Unfortunately, what today’s leftist universities consider far more important than making education affordable is expanding the ranks of their administrators, especially those with politically correct specialties. In the 1980-1981 academic year, according to Forbes, administrative spending comprised just 26 percent of American college budgets, while instructional spending comprised 41 percent. Three decades later, the two categories were virtually even.
It is not an exaggeration to say that wherever we see an American institution that appears to be failing its basic mission, we can expect to find staffers who have traded the hard work of organizational innovation for the relative ease of leftist posturing. They have, as Center of the American Experiment analyst Katherine Kersten puts it, stopped being “the experts” and instead become “the elect.”

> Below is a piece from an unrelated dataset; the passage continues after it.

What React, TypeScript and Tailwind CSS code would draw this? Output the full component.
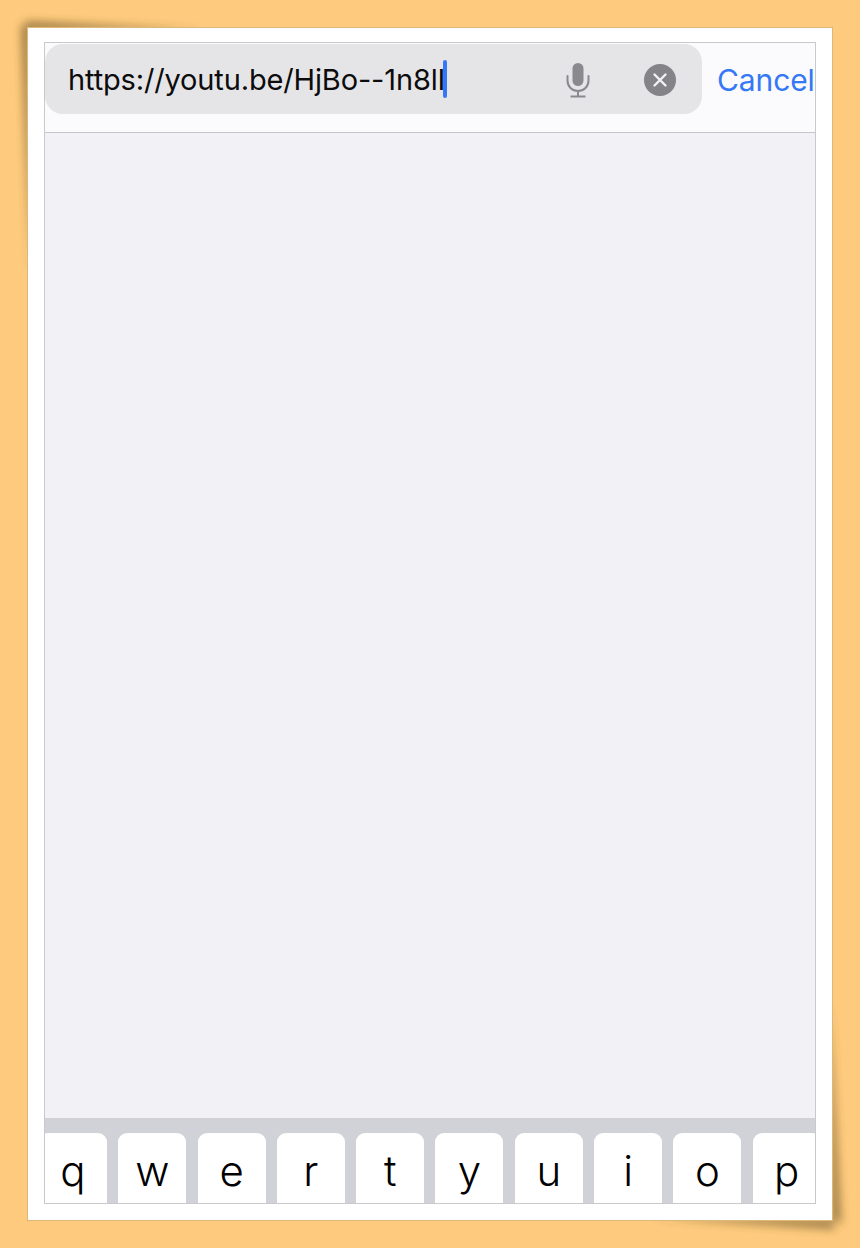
import React from 'react';

const KEYS = ['q', 'w', 'e', 'r', 't', 'y', 'u', 'i', 'o', 'p'];

const MicIcon = () => (
    <svg width="26" height="36" viewBox="0 0 26 36" fill="none" className="shrink-0">
        <rect x="7.500" y="1" width="11" height="23" rx="5.500" fill="#8a8a8e" />
        <path d="M2.500 14v4.500C2.500 24.500 7 29 13 29s10.500-4.500 10.500-10.500V14" stroke="#8a8a8e" strokeWidth="2" strokeLinecap="round" />
        <path d="M13 29v5M5.500 34.500h15" stroke="#8a8a8e" strokeWidth="2" />
    </svg>
);

const ClearIcon = () => (
    <svg width="32" height="32" viewBox="0 0 32 32" className="shrink-0">
        <circle cx="16" cy="16" r="16" fill="#838388" />
        <path d="M10.500 10.500l11 11M21.500 10.500l-11 11" stroke="#f2f2f4" strokeWidth="2.400" strokeLinecap="round" />
    </svg>
);

// the curled-paper shadow behind the card, only near two corners
const PaperShadow = () => (
    <svg width="860" height="1248" viewBox="0 0 860 1248" className="absolute inset-0">
        <defs>
            <filter id="soft" x="-20%" y="-20%" width="140%" height="140%">
                <feGaussianBlur stdDeviation="4.500" />
            </filter>
        </defs>
        <g fill="#5a4520" fillOpacity="0.6" filter="url(#soft)">
            <polygon points="24,21 205,30 30,30" />
            <polygon points="21,24 30,30 30,280" />
        </g>
        <g fill="#5a4520" fillOpacity="0.5" filter="url(#soft)">
            <polygon points="836,1230 650,1218 830,1218" />
            <polygon points="842,1224 830,1218 830,1000" />
        </g>
    </svg>
);

export default function App() {
    return (
        <div className="relative w-[860px] h-[1248px] bg-[#fecb7e] pt-[27px] pl-[27px] overflow-hidden font-['Inter','Liberation_Sans',sans-serif]">
            <PaperShadow />
            <div className="relative w-[806px] h-[1194px] bg-white pt-[14px] px-[16px] border border-[#dcb77a]">
                <div className="h-[1162px] border border-[#c9c9cc] flex flex-col overflow-hidden">
                    {/* search header */}
                    <div className="h-[90px] shrink-0 bg-[#fbfbfd] border-b border-[#c6c6ca] flex items-start pt-[1px] gap-[15px]">
                        <div className="w-[657px] h-[70px] shrink-0 bg-[#e5e5e8] rounded-[18px] flex items-center pl-[23px] pr-[26px]">
                            <span className="text-[29px] pt-[2px] tracking-[-0.15px] text-[#0c0c0c] whitespace-nowrap">https://youtu.be/HjBo--1n8lI</span>
                            <span className="w-[4px] h-[38px] ml-[-2px] bg-[#3478f6] rounded-full shrink-0" />
                            <div className="ml-auto flex items-center gap-[53px] pt-[1px]">
                                <MicIcon />
                                <ClearIcon />
                            </div>
                        </div>
                        <span className="text-[30px] pt-[1px] leading-[70px] tracking-[-0.1px] text-[#3478f6]">Cancel</span>
                    </div>

                    <div className="flex-1 bg-[#f2f1f6]" />

                    {/* keyboard, cropped below the first row */}
                    <div className="h-[85px] shrink-0 bg-[#d1d2d8] pt-[15px] overflow-hidden">
                        <div className="flex gap-[11.300px] ml-[-6px] h-[90px]">
                            {KEYS.map((k) => (
                                <div key={k} className="w-[68px] shrink-0 h-full bg-white rounded-[9px] flex justify-center text-[42px] leading-[76px] font-light text-black">
                                    {k}
                                </div>
                            ))}
                        </div>
                    </div>
                </div>
            </div>
        </div>
    );
}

Darel E. Paul, an unusually brave professor of political science at Williams College, agrees. He believes identity politics has become the most popular expression of leftism precisely because it so effectively masks the failures of mediocre leaders. It gives managers and professionals who have either become lazy or outlived their usefulness a “much-needed social purpose,” he says. It assigns them the appearance of “noble tasks” while justifying their continued employment “to accomplish those tasks.”
We see this most clearly in large, liberal Democrat-run cities, where a half-century of being unable to win President Lyndon Johnson’s $22 trillion War on Poverty has left local politicians, community activists, and unionized social workers with only one way to rationalize their ongoing power: put a racial justice gloss on the status quo.
Instead of finding ways to make local streets safer, for example, San Francisco Mayor London Breed simply tells law-abiding citizens to accept petty crime as a legitimate, even admirable response to the white power structure. New York City Mayor Bill de Blasio makes a similar case for releasing lawbreakers without bail, tolerating turnstile-jumping on the subways, and allowing public urination.
Perhaps nowhere has leftism done more to protect a dysfunctional status quo than in the mainline religious denominations, which have been losing members at a stunning rate. Self-described Protestants are down from 51 percent to 43 percent of the U.S. population over the past decade, with Catholics down from 23 percent to 20 percent over the same period.
As Baylor University Distinguished Professor of History Philip Jenkins has noted, recent polling shows atheists and agnostics still make up no more than the same 9 percent of the population they always have. The real problem is that too many clergy have fallen into a trap scripture warns against—equating God’s service with some political scheme to perfect an earthly utopia.
The public school teachers whose students cannot pass the simplest tests, the university administrators who let their students take on unconscionable debt, the urban leaders presiding over the collapse of their own cities, the greens who force hardworking taxpayers to subsidize renewable boondoggles, and the clergy who substitute social justice for spiritual leadership: all have discovered left-wing pieties can save them from having to face up to what their institutions really need.
The good news, as the late economist Herb Stein famously observed, is that “if something cannot go on forever, it will stop”—meaning that no ideology can prop up a dysfunctional system forever. But he failed to add that if floundering institutions can come to an agreement on the same ideology, validating each other in the public square, then the decline can be stretched out over quite a long time, needlessly squandering society’s human and material resources in the process.
To the extent that leftism has any real power, it is not to compel every social organization to join a successful crusade for greater fairness and equality, but to delay the time mediocre elites are finally exposed for the harm they have done to real progress. If there is one thing each one of us can do to hasten this day of reckoning, it is to treat leftism for what it really is: the callously deceptive face of self-serving stagnation.